Teacher assessment on its own DID result in grade inflation, ie on this basis overall students had higher grades than in the previous year.
Therefore to ensure no overall grade inflation, a method had to be found to adjust some students grades downwards from the teacher assessment.
The method used was to reference what grades each school usually attained in exams over previous years and to standardise against that.
In basic terms, if a school usually got
20% A*
20% A
10% B
10% C
10% D
10% E
20% fail
Then that's what initially happened this year under the algorithm, even if the teacher assessment was
25% A*
25% A
15% B
15% C
10% D
9% E
1% fail
So the government had unequivocally instructed ofqual that there was to be no grade inflation and what followed was inevitable and clearly foreseeable weeks if not months ahead even by a very average Joe such as myself.

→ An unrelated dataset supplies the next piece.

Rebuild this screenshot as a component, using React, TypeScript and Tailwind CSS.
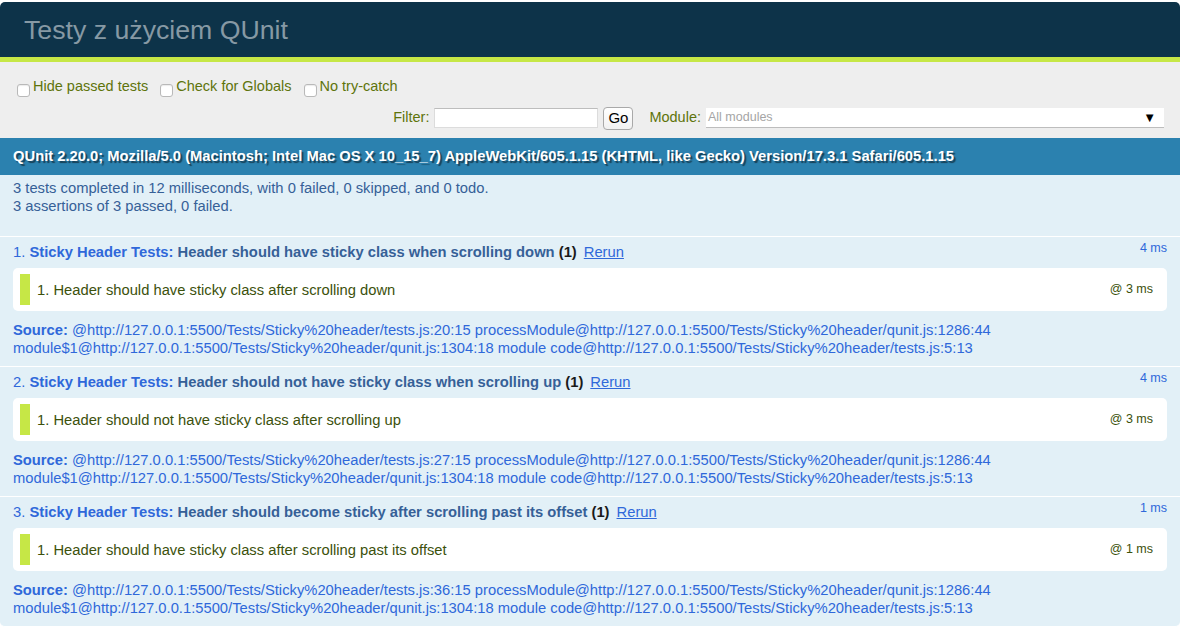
import React from "react";

const tests = [
  {
    n: 1,
    name: "Header should have sticky class when scrolling down",
    rt: "4 ms",
    assert: "Header should have sticky class after scrolling down",
    art: "@ 3 ms",
    line: "20:15",
  },
  {
    n: 2,
    name: "Header should not have sticky class when scrolling up",
    rt: "4 ms",
    assert: "Header should not have sticky class after scrolling up",
    art: "@ 3 ms",
    line: "27:15",
  },
  {
    n: 3,
    name: "Header should become sticky after scrolling past its offset",
    rt: "1 ms",
    assert: "Header should have sticky class after scrolling past its offset",
    art: "@ 1 ms",
    line: "36:15",
  },
];

function Check({ label }: { label: string }) {
  return (
    <label className="flex items-center">
      <span className="inline-block w-[13px] h-[13px] rounded-[3px] border border-[#b9b9b9] bg-white translate-y-[3px] mr-[3px] shadow-[inset_0_1px_1px_rgba(0,0,0,0.08)]" />
      <span>{label}</span>
    </label>
  );
}

export default function App() {
  return (
    <div className="w-[1185px] h-[631px] overflow-hidden bg-white pt-[2px] pr-[5px] font-['Liberation_Sans',Arial,sans-serif] text-[14.75px]">
      <div className="w-[1180px]">
        {/* Header */}
        <div className="h-[55px] bg-[#0D3349] rounded-t-[5px] flex items-center pl-[24px]">
          <h1 className="text-[26.7px] leading-[27px] font-normal text-[#8699A4] translate-y-[1px]">
            Testy z użyciem QUnit
          </h1>
        </div>
        {/* Banner */}
        <div className="h-[5px] bg-[#C6E746]" />
        {/* Toolbar */}
        <div className="bg-[#EEEEEE] text-[#5E740B] pt-[15px] pb-[8px] pl-[17px] pr-[16px] text-[14.5px]">
          <div className="h-[20px] flex items-center gap-[12px]">
            <Check label="Hide passed tests" />
            <Check label="Check for Globals" />
            <Check label="No try-catch" />
          </div>
          <div className="mt-[9px] h-[24px] flex items-center justify-end">
            <span>Filter:</span>
            <span className="ml-[5px] w-[164px] h-[20px] bg-white border border-[#dcdcdc] border-t-[#bdbdbd]" />
            <span className="ml-[5px] w-[30px] h-[23px] rounded-[4px] border border-[#a9a9a9] bg-gradient-to-b from-white to-[#f1f1f1] text-black text-[15px] flex items-center justify-center">
              Go
            </span>
            <span className="ml-[16px]">Module:</span>
            <span className="ml-[5px] w-[458px] h-[20px] bg-white border-b border-[#bdbdbd] flex items-center justify-between pl-[2px] pr-[8px]">
              <span className="text-[12.5px] text-[#a5a5a5]">All modules</span>
              <span className="text-[13px] text-black leading-none">▼</span>
            </span>
          </div>
        </div>
        {/* User agent */}
        <div className="h-[37px] bg-[#2B81AF] text-white font-bold flex items-center pl-[13px] [text-shadow:2px_2px_1px_rgba(0,0,0,0.5)]">
          QUnit 2.20.0; Mozilla/5.0 (Macintosh; Intel Mac OS X 10_15_7) AppleWebKit/605.1.15 (KHTML, like Gecko) Version/17.3.1 Safari/605.1.15
        </div>
        {/* Test result */}
        <div className="h-[62px] bg-[#E2F0F7] text-[#366097] pt-[4px] pl-[13px] leading-[18px] border-b border-white">
          <div>3 tests completed in 12 milliseconds, with 0 failed, 0 skipped, and 0 todo.</div>
          <div>3 assertions of 3 passed, 0 failed.</div>
        </div>
        {/* Tests */}
        <ol>
          {tests.map((t, i) => (
            <li
              key={t.n}
              className={
                "bg-[#E2F0F7] text-[#2F68DA] px-[13px] pt-[6px] pb-[5px] border-b border-white" +
                (i === tests.length - 1 ? " rounded-b-[5px]" : "")
              }
            >
              <div className="h-[18px] leading-[18px] flex items-start">
                <div className="flex-1 whitespace-nowrap">
                  <span>{t.n}. </span>
                  <strong className="font-bold">Sticky Header Tests: </strong>
                  <strong className="font-bold text-[#366097]">{t.name}</strong>{" "}
                  <b className="text-[#1a1a1a]">(1)</b>
                  <a className="ml-[7px] underline text-[#2F68DA]">Rerun</a>
                </div>
                <span className="text-[12.5px] leading-[13px] -mt-[1px]">{t.rt}</span>
              </div>
              <ol className="mt-[7px] bg-white rounded-[5px] py-[6px] px-[7px]">
                <li className="border-l-[10px] border-[#C6E746] py-[7px] pl-[7px] pr-[7px] leading-[17px] text-[#3C510C] flex items-center">
                  <span className="flex-1 translate-y-[1px]">1. {t.assert}</span>
                  <span className="text-[12.5px]">{t.art}</span>
                </li>
              </ol>
              <p className="mt-[9px] mb-[5px] leading-[18px] translate-y-[1px]">
                <strong className="font-bold">Source: </strong>
                @http://127.0.0.1:5500/Tests/Sticky%20header/tests.js:{t.line} processModule@http://127.0.0.1:5500/Tests/Sticky%20header/qunit.js:1286:44 module$1@http://127.0.0.1:5500/Tests/Sticky%20header/qunit.js:1304:18 module code@http://127.0.0.1:5500/Tests/Sticky%20header/tests.js:5:13
              </p>
            </li>
          ))}
        </ol>
      </div>
    </div>
  );
}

The fact is that there is no obvious or fair way to award grades for exams people didn't sit. They went for no grade inflation so as not to devalue grades achieved in 2020 and to keep university admissions from being disrupted by people overall having inflated grades thus courses being unexpectedly over filled.
The government then back tracked to be more popular. Giving out higher grades makes you more popular with everyone taking the exams and their families.
There was never any complex algorithm. OFQUAL adjusted the results as the government had instructed them to, and then the government changed its mind at the last minute and tried to shift blame for this.
Historically, teacher assessment was accurate in predicting exam results for just 16% of pupils. Any estimate of grades without taking the exam would always result in inaccuracies and in winners and losers.